Information supplied –
◆ ◆ ◆ ◆ ◆ ◆ ◆

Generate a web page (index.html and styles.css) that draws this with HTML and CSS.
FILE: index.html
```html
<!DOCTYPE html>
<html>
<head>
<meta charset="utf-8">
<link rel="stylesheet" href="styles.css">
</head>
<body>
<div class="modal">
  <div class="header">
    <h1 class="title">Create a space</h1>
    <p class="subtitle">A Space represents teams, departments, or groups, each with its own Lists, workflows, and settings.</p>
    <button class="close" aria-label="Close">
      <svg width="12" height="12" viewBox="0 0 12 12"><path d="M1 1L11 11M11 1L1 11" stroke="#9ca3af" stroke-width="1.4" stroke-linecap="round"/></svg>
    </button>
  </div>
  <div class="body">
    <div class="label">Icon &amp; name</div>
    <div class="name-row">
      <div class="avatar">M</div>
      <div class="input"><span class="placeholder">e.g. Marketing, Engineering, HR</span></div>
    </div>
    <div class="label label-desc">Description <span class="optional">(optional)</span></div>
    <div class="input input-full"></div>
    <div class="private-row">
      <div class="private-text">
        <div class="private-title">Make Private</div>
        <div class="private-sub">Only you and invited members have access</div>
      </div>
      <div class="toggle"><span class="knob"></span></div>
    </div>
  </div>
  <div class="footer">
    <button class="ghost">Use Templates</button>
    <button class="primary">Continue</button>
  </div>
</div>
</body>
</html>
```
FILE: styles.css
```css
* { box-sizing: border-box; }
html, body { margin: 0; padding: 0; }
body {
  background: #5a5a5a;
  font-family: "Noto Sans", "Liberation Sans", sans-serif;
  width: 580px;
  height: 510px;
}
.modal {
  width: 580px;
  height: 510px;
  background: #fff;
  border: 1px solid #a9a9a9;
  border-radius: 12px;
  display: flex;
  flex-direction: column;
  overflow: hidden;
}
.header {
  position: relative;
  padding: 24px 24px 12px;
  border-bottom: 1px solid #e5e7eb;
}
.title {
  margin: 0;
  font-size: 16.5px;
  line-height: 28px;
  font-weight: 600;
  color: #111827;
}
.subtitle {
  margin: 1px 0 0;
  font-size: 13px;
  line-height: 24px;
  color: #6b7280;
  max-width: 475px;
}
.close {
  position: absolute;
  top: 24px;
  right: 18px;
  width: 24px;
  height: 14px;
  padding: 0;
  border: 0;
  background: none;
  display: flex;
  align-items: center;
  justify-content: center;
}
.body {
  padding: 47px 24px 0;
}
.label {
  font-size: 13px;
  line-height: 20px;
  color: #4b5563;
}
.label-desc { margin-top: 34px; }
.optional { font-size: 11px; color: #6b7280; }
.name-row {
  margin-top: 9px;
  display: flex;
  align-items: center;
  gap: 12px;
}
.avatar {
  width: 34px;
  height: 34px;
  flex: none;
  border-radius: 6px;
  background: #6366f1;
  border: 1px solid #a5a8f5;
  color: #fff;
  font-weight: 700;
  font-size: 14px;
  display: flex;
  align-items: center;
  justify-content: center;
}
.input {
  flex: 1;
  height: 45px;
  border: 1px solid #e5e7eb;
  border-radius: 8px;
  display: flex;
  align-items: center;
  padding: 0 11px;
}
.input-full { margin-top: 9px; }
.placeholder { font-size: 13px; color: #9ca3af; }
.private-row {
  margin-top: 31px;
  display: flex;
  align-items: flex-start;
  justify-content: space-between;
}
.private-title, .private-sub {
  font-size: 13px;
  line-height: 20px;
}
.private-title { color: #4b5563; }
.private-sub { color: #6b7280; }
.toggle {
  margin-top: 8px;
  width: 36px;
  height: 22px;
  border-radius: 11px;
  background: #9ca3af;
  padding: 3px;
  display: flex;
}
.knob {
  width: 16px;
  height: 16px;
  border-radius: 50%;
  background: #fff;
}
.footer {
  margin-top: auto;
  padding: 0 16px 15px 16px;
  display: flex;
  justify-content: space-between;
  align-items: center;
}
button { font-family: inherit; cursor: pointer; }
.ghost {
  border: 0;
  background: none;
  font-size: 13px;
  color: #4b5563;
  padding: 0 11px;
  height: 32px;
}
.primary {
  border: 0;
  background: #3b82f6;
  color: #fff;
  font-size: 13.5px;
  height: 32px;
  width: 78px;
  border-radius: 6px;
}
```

◆ ◆ ◆ ◆ ◆ ◆ ◆

Short exercise – Copy the material above, line for line.

Task solution –
Generate a web page (index.html and styles.css) that draws this with HTML and CSS.
FILE: index.html
```html
<!DOCTYPE html>
<html>
<head>
<meta charset="utf-8">
<link rel="stylesheet" href="styles.css">
</head>
<body>
<div class="modal">
  <div class="header">
    <h1 class="title">Create a space</h1>
    <p class="subtitle">A Space represents teams, departments, or groups, each with its own Lists, workflows, and settings.</p>
    <button class="close" aria-label="Close">
      <svg width="12" height="12" viewBox="0 0 12 12"><path d="M1 1L11 11M11 1L1 11" stroke="#9ca3af" stroke-width="1.4" stroke-linecap="round"/></svg>
    </button>
  </div>
  <div class="body">
    <div class="label">Icon &amp; name</div>
    <div class="name-row">
      <div class="avatar">M</div>
      <div class="input"><span class="placeholder">e.g. Marketing, Engineering, HR</span></div>
    </div>
    <div class="label label-desc">Description <span class="optional">(optional)</span></div>
    <div class="input input-full"></div>
    <div class="private-row">
      <div class="private-text">
        <div class="private-title">Make Private</div>
        <div class="private-sub">Only you and invited members have access</div>
      </div>
      <div class="toggle"><span class="knob"></span></div>
    </div>
  </div>
  <div class="footer">
    <button class="ghost">Use Templates</button>
    <button class="primary">Continue</button>
  </div>
</div>
</body>
</html>
```
FILE: styles.css
```css
* { box-sizing: border-box; }
html, body { margin: 0; padding: 0; }
body {
  background: #5a5a5a;
  font-family: "Noto Sans", "Liberation Sans", sans-serif;
  width: 580px;
  height: 510px;
}
.modal {
  width: 580px;
  height: 510px;
  background: #fff;
  border: 1px solid #a9a9a9;
  border-radius: 12px;
  display: flex;
  flex-direction: column;
  overflow: hidden;
}
.header {
  position: relative;
  padding: 24px 24px 12px;
  border-bottom: 1px solid #e5e7eb;
}
.title {
  margin: 0;
  font-size: 16.5px;
  line-height: 28px;
  font-weight: 600;
  color: #111827;
}
.subtitle {
  margin: 1px 0 0;
  font-size: 13px;
  line-height: 24px;
  color: #6b7280;
  max-width: 475px;
}
.close {
  position: absolute;
  top: 24px;
  right: 18px;
  width: 24px;
  height: 14px;
  padding: 0;
  border: 0;
  background: none;
  display: flex;
  align-items: center;
  justify-content: center;
}
.body {
  padding: 47px 24px 0;
}
.label {
  font-size: 13px;
  line-height: 20px;
  color: #4b5563;
}
.label-desc { margin-top: 34px; }
.optional { font-size: 11px; color: #6b7280; }
.name-row {
  margin-top: 9px;
  display: flex;
  align-items: center;
  gap: 12px;
}
.avatar {
  width: 34px;
  height: 34px;
  flex: none;
  border-radius: 6px;
  background: #6366f1;
  border: 1px solid #a5a8f5;
  color: #fff;
  font-weight: 700;
  font-size: 14px;
  display: flex;
  align-items: center;
  justify-content: center;
}
.input {
  flex: 1;
  height: 45px;
  border: 1px solid #e5e7eb;
  border-radius: 8px;
  display: flex;
  align-items: center;
  padding: 0 11px;
}
.input-full { margin-top: 9px; }
.placeholder { font-size: 13px; color: #9ca3af; }
.private-row {
  margin-top: 31px;
  display: flex;
  align-items: flex-start;
  justify-content: space-between;
}
.private-title, .private-sub {
  font-size: 13px;
  line-height: 20px;
}
.private-title { color: #4b5563; }
.private-sub { color: #6b7280; }
.toggle {
  margin-top: 8px;
  width: 36px;
  height: 22px;
  border-radius: 11px;
  background: #9ca3af;
  padding: 3px;
  display: flex;
}
.knob {
  width: 16px;
  height: 16px;
  border-radius: 50%;
  background: #fff;
}
.footer {
  margin-top: auto;
  padding: 0 16px 15px 16px;
  display: flex;
  justify-content: space-between;
  align-items: center;
}
button { font-family: inherit; cursor: pointer; }
.ghost {
  border: 0;
  background: none;
  font-size: 13px;
  color: #4b5563;
  padding: 0 11px;
  height: 32px;
}
.primary {
  border: 0;
  background: #3b82f6;
  color: #fff;
  font-size: 13.5px;
  height: 32px;
  width: 78px;
  border-radius: 6px;
}
```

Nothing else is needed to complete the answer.